Practical Tips for Travelers

  • Book earlier if the route is complex. For flights with two layovers or through large transit hubs, early booking provides more choice in terms of time and price.
  • Check the connection buffer. In a season with potential delays, a short layover can be riskier than usual.
  • Compare hubs, not just airlines. Sometimes the difference between a route through one airport or another is more important than a small difference in price.
  • Pay attention to the fare conditions. Flexibility in changing the date or route can pay off if the market situation changes.
  • Plan the first night after a long flight.

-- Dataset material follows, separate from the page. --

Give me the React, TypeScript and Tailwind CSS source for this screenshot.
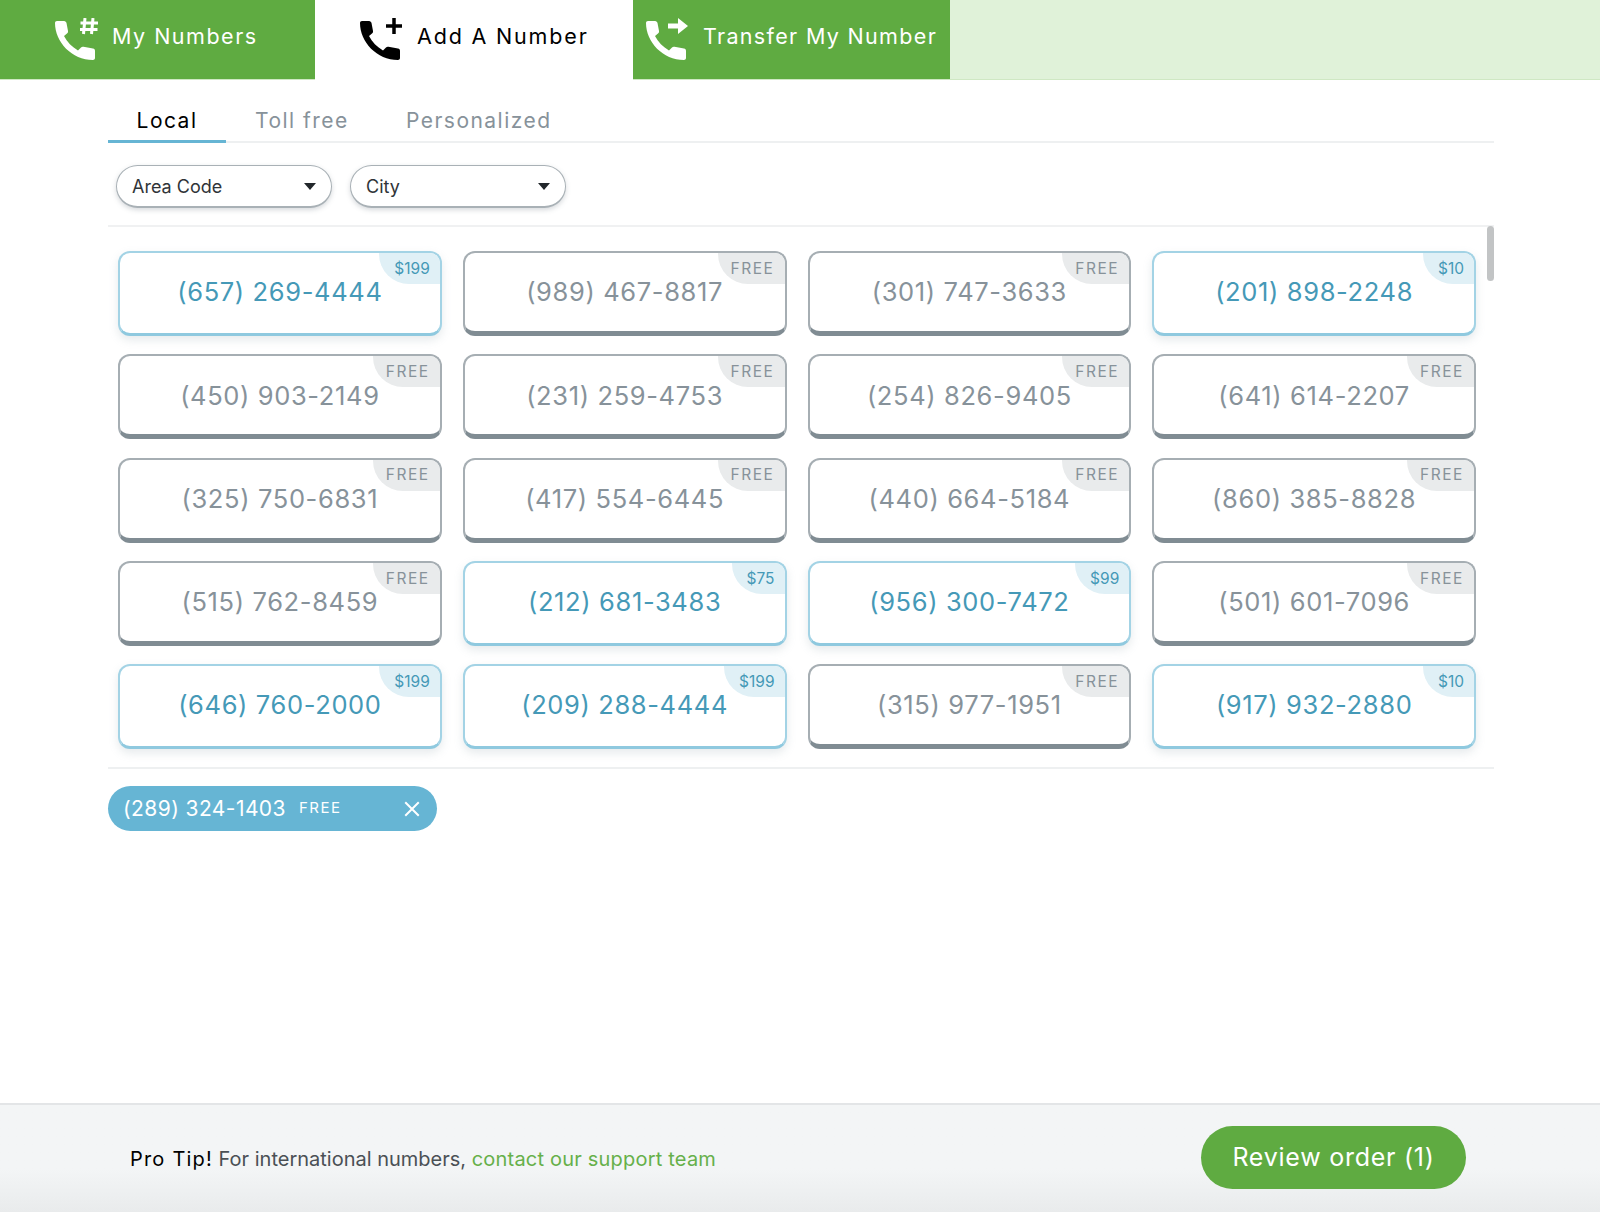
import React from "react";

// ============================================================================
// Data
// ============================================================================

type NumberItem = { phone: string; price: string };

const NUMBERS: NumberItem[] = [
    { phone: "(657) 269-4444", price: "$199" },
    { phone: "(989) 467-8817", price: "FREE" },
    { phone: "(301) 747-3633", price: "FREE" },
    { phone: "(201) 898-2248", price: "$10" },
    { phone: "(450) 903-2149", price: "FREE" },
    { phone: "(231) 259-4753", price: "FREE" },
    { phone: "(254) 826-9405", price: "FREE" },
    { phone: "(641) 614-2207", price: "FREE" },
    { phone: "(325) 750-6831", price: "FREE" },
    { phone: "(417) 554-6445", price: "FREE" },
    { phone: "(440) 664-5184", price: "FREE" },
    { phone: "(860) 385-8828", price: "FREE" },
    { phone: "(515) 762-8459", price: "FREE" },
    { phone: "(212) 681-3483", price: "$75" },
    { phone: "(956) 300-7472", price: "$99" },
    { phone: "(501) 601-7096", price: "FREE" },
    { phone: "(646) 760-2000", price: "$199" },
    { phone: "(209) 288-4444", price: "$199" },
    { phone: "(315) 977-1951", price: "FREE" },
    { phone: "(917) 932-2880", price: "$10" },
];

const HANDSET =
    "M2 3H9C10.500 3 11.200 4 11.500 5L13 13C13.200 14 12.800 15 12 15.600L9 18C12 24 17 29 23 32.500L26 29.500C26.800 28.800 27.500 28.500 28.500 28.800L38 30.500C39.300 30.800 40 31.600 40 33V40C40 41.300 39 42 38 42C17 42 0 24 0 5C0 3.800 .8 3 2 3Z";

// ============================================================================
// Components
// ============================================================================

function PhoneIcon({ kind }: { kind: "hash" | "plus" | "arrow" }): React.JSX.Element {
    return (
        <svg viewBox="0 0 44 44" className="w-[44px] h-[44px] fill-current shrink-0" aria-hidden="true">
            <path d={HANDSET} />
            {kind === "hash" && <path d="M30 0 28.500 16M38 0 36.500 16M25.500 5H43M25 11.500H42.500" stroke="currentColor" strokeWidth="3" fill="none" />}
            {kind === "plus" && <path d="M34 0V16M26 8H42" stroke="currentColor" strokeWidth="3.500" fill="none" />}
            {kind === "arrow" && <path d="M22 5.500H32V0L42 8 32 16V10.500H22Z" />}
        </svg>
    );
}

function TopTab({ label, kind, active, className }: { label: string; kind: "hash" | "plus" | "arrow"; active?: boolean; className: string }): React.JSX.Element {
    return (
        <div className={`flex items-center gap-[13px] text-[21.500px] ${active ? "h-[80px] bg-white text-black" : "h-[79px] bg-[#5fab41] text-white"} ${className}`}>
            <PhoneIcon kind={kind} />
            <span className={active ? "mt-[-7px]" : "mt-[-6px]"}>{label}</span>
        </div>
    );
}

function FilterSelect({ label }: { label: string }): React.JSX.Element {
    return (
        <div className="w-[216px] h-[43px] flex items-center justify-between px-[15px] rounded-full bg-white border border-[#a9b1b6] border-b-2 shadow-[0_2px_5px_rgba(120,130,140,0.3)] text-[18px] text-[#2f3438]">
            <span>{label}</span>
            <span className="w-0 h-0 border-x-[6px] border-x-transparent border-t-[7px] border-t-[#22272b]" />
        </div>
    );
}

function NumberCard({ phone, price }: NumberItem): React.JSX.Element {
    const free = price === "FREE";
    return (
        <div
            className={`relative h-[85px] rounded-[12px] bg-white border-2 overflow-hidden flex items-center justify-center ${
                free
                    ? "border-[#a6aeb3] border-b-[5px] border-b-[#808c93] text-[#87929a]"
                    : "border-[#a3d3e5] border-b-[3px] border-b-[#8fc9df] shadow-[0_4px_10px_rgba(130,150,160,0.2)] text-[#4599b7]"
            }`}
        >
            <span className={`text-[25.500px] tracking-[0.025em] leading-none ${free ? "mt-0" : "mt-[-2px]"}`}>{phone}</span>
            <span
                className={`absolute top-0 right-0 h-[31px] pr-[10px] flex items-center rounded-bl-[30px] text-[15.500px] ${
                    free ? "pl-[13px] bg-[#e9ebec] tracking-[0.1em]" : "pl-[15px] bg-[#e0f0f6]"
                }`}
            >
                {price}
            </span>
        </div>
    );
}

// ============================================================================
// App
// ============================================================================

export default function App(): React.JSX.Element {
    return (
        <div className="h-[1212px] flex flex-col bg-white overflow-hidden font-['Inter',sans-serif]">
            {/* Top navigation */}
            <div className="flex h-[80px] bg-[#e0f2d9] border-b border-b-[#cfe8c3] shrink-0">
                <TopTab label="My Numbers" kind="hash" className="w-[315px] pl-[55px] tracking-[0.07em]" />
                <TopTab label="Add A Number" kind="plus" active className="w-[318px] pl-[45px] tracking-[0.085em]" />
                <TopTab label="Transfer My Number" kind="arrow" className="w-[317px] pl-[13px] tracking-[0.062em]" />
            </div>

            <div className="mx-[108px] w-[1386px]">
                {/* Number type tabs */}
                <div className="flex h-[63px] items-end border-b-2 border-b-[#eef0f1] text-[21px] tracking-[0.07em] text-[#87929a]">
                    <div className="w-[118px] h-[41px] pt-[3px] mb-[-2px] text-center text-black border-b-[3px] border-b-[#66b5d4]">Local</div>
                    <div className="w-[151px] h-[41px] pt-[3px] mb-[-2px] pl-[29px]">Toll free</div>
                    <div className="h-[41px] pt-[3px] mb-[-2px] pl-[29px]">Personalized</div>
                </div>

                {/* Filters */}
                <div className="flex gap-[18px] h-[84px] pt-[22px] pl-[8px] border-b-2 border-b-[#f0f1f2]">
                    <FilterSelect label="Area Code" />
                    <FilterSelect label="City" />
                </div>

                {/* Number grid */}
                <div className="relative h-[542px] border-b-2 border-b-[#eef0f1] pt-[24px] pl-[10px]">
                    <div className="w-[1358px] grid grid-cols-4 gap-x-[21px] gap-y-[18.250px]">
                        {NUMBERS.map((n) => (
                            <NumberCard key={n.phone} {...n} />
                        ))}
                    </div>
                    <div className="absolute top-[-1px] right-0 w-[7px] h-[55px] rounded-full bg-[#c2c4c5]" />
                </div>

                {/* Selected number */}
                <div className="mt-[17px] w-[329px] h-[45px] rounded-full bg-[#66b5d4] text-white flex items-center pl-[15px] pr-[16px]">
                    <span className="text-[21px] tracking-[0.02em]">(289) 324-1403</span>
                    <span className="ml-[13px] text-[15px] tracking-[0.1em]">FREE</span>
                    <svg viewBox="0 0 16 16" className="ml-auto w-[18px] h-[18px]" stroke="currentColor" strokeWidth="1.800" fill="none">
                        <path d="M2 2l12 12M14 2 2 14" />
                    </svg>
                </div>
            </div>

            <div className="flex-1" />

            {/* Footer */}
            <div className="h-[109px] shrink-0 flex items-center justify-between pl-[130px] pr-[134px] border-t-2 border-t-[#e3e5e7] bg-gradient-to-b from-[#f3f5f6] from-60% to-[#e9ebec]">
                <div className="text-[20px] text-[#4a5055] mt-[1px]">
                    <span className="text-black tracking-[0.06em]">Pro Tip!</span> For international numbers,{" "}
                    <span className="text-[#66b04a] tracking-[0.01em]">contact our support team</span>
                </div>
                <div className="w-[265px] h-[63px] mt-[-2px] rounded-full bg-[#5fab41] text-white flex items-center justify-center text-[25px] tracking-[0.03em]">
                    Review order (1)
                </div>
            </div>
        </div>
    );
}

If the arrival is late or the layover is long, a pre-verified hotel or transfer reduces risks after a delay.

Conclusion

The new UN Tourism barometer shows a market that has not lost demand, but has become significantly more sensitive to external shocks. 307 million international tourist arrivals in the first quarter is a sign of resilience, however, growth of only 2% and the 14% drop in the Middle East remind us that 2026 summer travel may be more expensive and less predictable than expected at the beginning of the year.

For travelers, the best strategy is not to panic, but to plan more carefully. Global tourism continues to operate, Europe and Africa show strong dynamics, Asia is gradually recovering, and the Americas grow selectively. But in a season where fuel prices, airspace, and geopolitics affect schedules as noticeably as the demand for vacations, those who check route details before paying for the ticket, leave a buffer of time, and do not tie the entire trip to one fragile connection will win.

Sources of facts: World Tourism Barometer UN Tourism for May 2026, as well as specialized reviews from GTP Headlines, The FINANCIAL and The Moodie Davitt Report from June 2, 2026.